In today's edition, South Bend boosts accountability, POGO teaches us about whistleblower rights, White House financial disclosures get easier to peruse, China takes a stand on golf, and more…

States and cities

  • Strategic goals and transparency have helped South Bend, Indiana improve its government. "By setting clear goals that drive work throughout the city, and reporting on those goals to residents, [Mayor Pete] Buttigieg has created a high-performing government that is accountable for results. One outstanding example is the publicly-stated strategic goal of addressing 1,000 vacant or abandoned properties in 1,000 days, which started in early 2013. Mayor Buttigieg wanted to tackle the issue of blight, which residents told him was a priority during his campaign, in a visible way that allowed citizens to track the city’s progress." (Data-Smart City Solutions)
  • San Diego tackles parking problems with data. "The city recently installed sensors in 200 Hillcrest parking meters to see how often they are occupied, which could be the first step toward using data to vary meter rates and free up more spots like Los Angeles, Seattle and Boston have done." The city hasn't yet embraced real-time data, but does have plans to release historical data to the public. (Government Technology)

Washington watch

  • New program aims to educate would-be whistleblowers. "Federal employees and contractors need to understand their rights and responsibilities when it comes to blowing the whistle on wrongdoing related to their work. That’s why POGO has launched a training program to educate would-be whistleblowers on tactics to safely disclose information through protected channels and to understand their protections in case of retaliation." (Project on Government Oversight)
  • Whip Watch app rolls out updates aimed at boosting transparency. "House Minority Whip Steny H. Hoyer rolled out major updates to the 'Whip Watch' application at his members meeting on Thursday." The App, which has more than 3,000 active users will "allow users to be informed about House votes in real time. That includes giving them access to live vote totals with party breakdown, the time remaining on a vote, and how long a vote stays open after it was supposed to close."  (Roll Call)
  • The past, present, and future of federal open data programs.

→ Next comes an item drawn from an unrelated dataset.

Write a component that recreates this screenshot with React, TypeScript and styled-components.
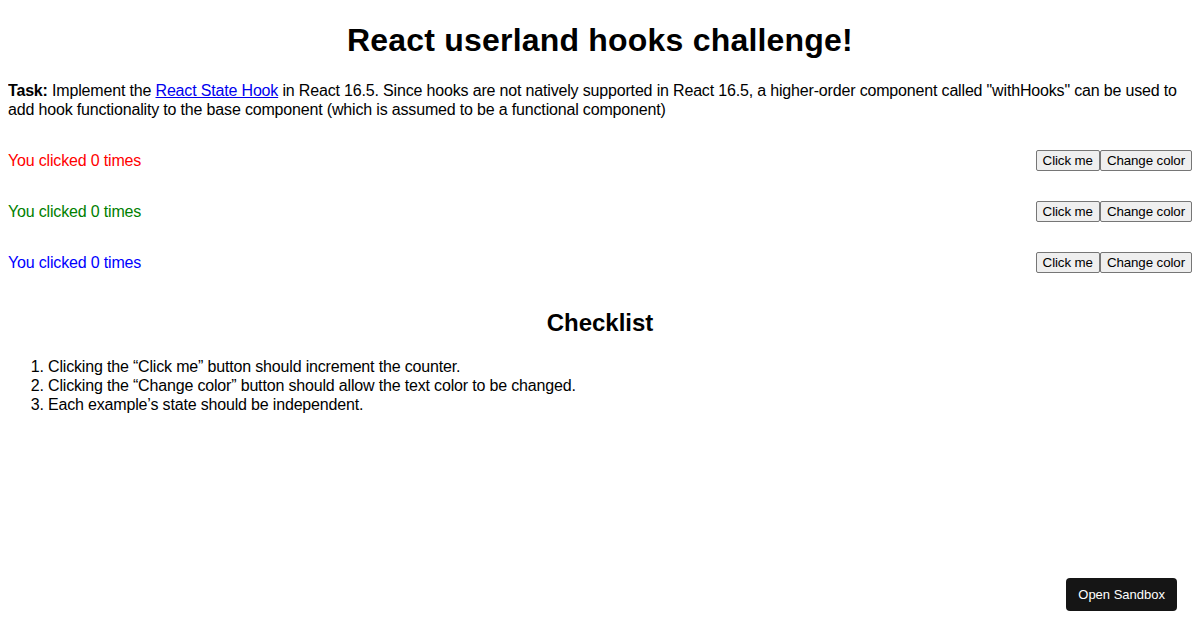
import React, { useState } from "react";
import styled, { createGlobalStyle } from "styled-components";

const GlobalStyle = createGlobalStyle`
  body {
    margin: 8px;
    font-family: "Liberation Sans", Arial, sans-serif;
    font-size: 16px;
    letter-spacing: -0.17px;
    color: #000;
    background: #fff;
  }
`;

const Title = styled.h1`
  text-align: center;
  font-size: 32px;
  letter-spacing: 0.2px;
  margin: 14.44px 0 21.44px;
`;

const Task = styled.p`
  margin: 16px 0;
  line-height: 19px;
`;

const Link = styled.a`
  color: #0000ee;
`;

const Row = styled.div`
  display: flex;
  justify-content: space-between;
  align-items: center;
`;

const Counter = styled.p<{ $color: string }>`
  margin: 16px 0;
  color: ${(p) => p.$color};
  line-height: 19px;
`;

const Buttons = styled.div`
  display: flex;
`;

const Button = styled.button`
  font-family: "Liberation Sans", Arial, sans-serif;
  font-size: 13.333px;
  letter-spacing: -0.1px;
  padding: 2px 6px;
  border: 1px solid #767676;
  border-radius: 2px;
  background: #efefef;
  color: #000;
  line-height: normal;
  cursor: pointer;
`;

const Subtitle = styled.h2`
  text-align: center;
  font-size: 24px;
  letter-spacing: 0;
  margin: 20.92px 0 19.92px;
`;

const List = styled.ol`
  margin: 16px 0;
  padding-left: 40px;
  line-height: 19px;
`;

const SandboxButton = styled.a`
  position: fixed;
  right: 23px;
  bottom: 19px;
  background: #151515;
  color: #fff;
  font-family: "Liberation Sans", Arial, sans-serif;
  font-size: 13px;
  letter-spacing: 0;
  padding: 9px 12px;
  border-radius: 4px;
  text-decoration: none;
  line-height: 15px;
`;

const colors = ["red", "green", "blue"];

function Example({ initial }: { initial: number }) {
  const [count, setCount] = useState(0);
  const [colorIndex, setColorIndex] = useState(initial);
  return (
    <Row>
      <Counter $color={colors[colorIndex]}>You clicked {count} times</Counter>
      <Buttons>
        <Button onClick={() => setCount(count + 1)}>Click me</Button>
        <Button onClick={() => setColorIndex((colorIndex + 1) % colors.length)}>
          Change color
        </Button>
      </Buttons>
    </Row>
  );
}

export default function App() {
  return (
    <>
      <GlobalStyle />
      <Title>React userland hooks challenge!</Title>
      <Task>
        <b>Task:</b> Implement the{" "}
        <Link href="#">React State Hook</Link> in React 16.5. Since hooks are
        not natively supported in React 16.5, a higher-order component called
        "withHooks" can be used to add hook functionality to the base component
        (which is assumed to be a functional component)
      </Task>
      <Example initial={0} />
      <Example initial={1} />
      <Example initial={2} />
      <Subtitle>Checklist</Subtitle>
      <List>
        <li>Clicking the “Click me” button should increment the counter.</li>
        <li>
          Clicking the “Change color” button should allow the text color to be
          changed.
        </li>
        <li>Each example’s state should be independent.</li>
      </List>
      <SandboxButton href="#">Open Sandbox</SandboxButton>
    </>
  );
}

This piece, by John M. Kamensky a Senior Research Fellow at the IBM Center for the Business of Government, lays out some of open data's history in Washington, explains the many ways it can be useful to regular people as well as the government, and looks towards the future. (Government Executive)
  • Might as well face it, you're addicted to PACs. Angelo Pesce is serving a 10 year sentence at the Taylorville Correctional Facility in Indiana for scamming a woman out of $100,000, he is also the creator of a number of Political Action Committees. His situation "is the latest reminder of a nagging problem with political committees: While most PACs follow the rules, there are few safeguards against hucksters looking to make a buck." (The Center for Public Integrity)


  • White House financial disclosures are now easier to search. Following the White House's Friday news dump, a number of news organizations began compiling and reporting on White House financial disclosure documents. Now, "The Center for Public Integrity compiled data from those disclosures into a searchable, sortable database, which provide a window into the wealth, assets and business interests of many of the people closest to President Donald Trump. The Center for Public Integrity’s news developer, Chris Zubak-Skees, extracted these details from more than 90 reports, released in PDF format, using a software tool he created." (Center for Public Integrity)
  • Keeping busy on the White House "money beat". "The past few days have been busy ones on the Trump money beat. Although the latest developments aren’t particularly surprising, they add to the picture of a supposedly populist Administration that is actually the richest, most conflicted, and least transparent in living memory."  (The New Yorker)
  • The future is unclear for the idea of a Chief Innovation Officer at the Pentagon. "Last year, then-Defense Secretary Ash Carter’s handpicked Defense Innovation Board recommended he create a chief innovation officer position in the Pentagon….Carter agreed with the recommendation, but he’s no longer around to see the idea into fruition. And now a new presidency and legislation changing the structure of the Pentagon’s leadership may throw into question what actually happens with that advice." (FedScoop)
  • Facing budget cuts, NOAA ponders reliance on commercial data. "The U.S. National Oceanic and Atmospheric Administration is exploring ways to deal with a proposed cut in future weather satellite programs, including greater use of commercial and international data sources over the long term." (Space News)
  • Crackdown on corruption in China includes anti-golf push. Golf is one of President Trump's favorite methods of bonding with other world leaders, but it is unlikely that he will tee off with Chinese leader Xi Jinping when the two meet this week. "Golf has come under particular scrutiny as Xi continues his massive campaign against political corruption, long a lightning rod for public discontent amid a slowing economy and widening income gap." (CNN)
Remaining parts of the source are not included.